Neben den Ausstellern lohnt es sich auch ein Blick auf die Veranstalter und Sponsoren der Tattooconvention in Hameln zu werfen. Im Impressum der Convention ist Thorsten Krekeler als Verantwortlicher angegeben. Krekeler machte sich in der 1980er und 1990er Jahren unter dem Namen „Cräcker" einen Namen in der Neonaziszene. 1989 organisierte er ein Rechtsrockkonzert im Kreis Höxter, bei dem u.a. die Band „Skrewdriver" spielte. Der Sänger der englischen Band gilt als Gründer des militanten „Blood and Honour" Netzwerks. In dieser Zeit spielte Krekeler selbst in der Rechtsrockband „Märtyrer" und gab die Neonazizeitung „Kampftrinker" heraus. Sowohl in den Texten seiner ehemaligen Band als auch in der Zeitung wimmelt es von Gewaltphantasien bis hin zu Mordaufrufen. Krekeler versucht sich heute unpolitisch zu geben und behauptet einen Reflexionsprozess gemacht zu haben. Dennoch versuchte er 2018 ein Konzert mit mehreren rechten Bands in Alsfeld zu organisieren.

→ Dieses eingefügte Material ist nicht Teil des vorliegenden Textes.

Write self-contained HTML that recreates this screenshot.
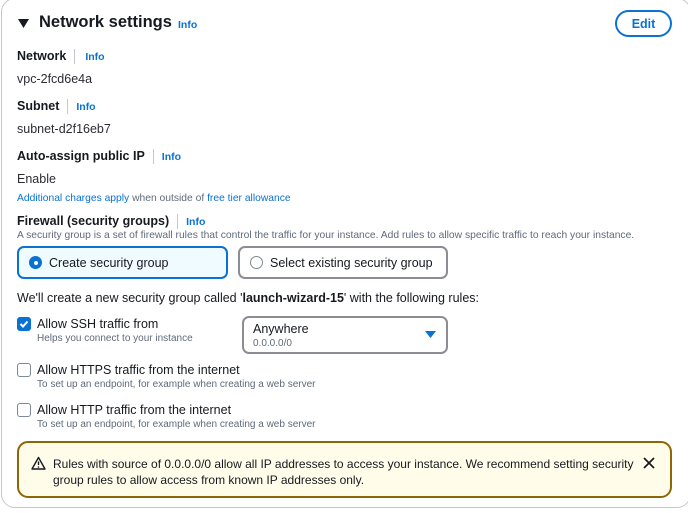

Unter den Sponsoren der Hamelner Tattooconvention befindet sich die Bekleidungsmarke „Oldschool Bastards". Die Marke wird von Björn Hedrich betrieben. Hedrich wiederum war früher Teil der neonazistischen Organisation „Kameradschaft Kirtorf". Zusätzlich betrieb er mehrere Versandhandel. Der von Hedrich betriebene Laden „Footballfanworld Hessen" galt über Jahre als einer der wichtigsten bundesweiten Neonaziversände.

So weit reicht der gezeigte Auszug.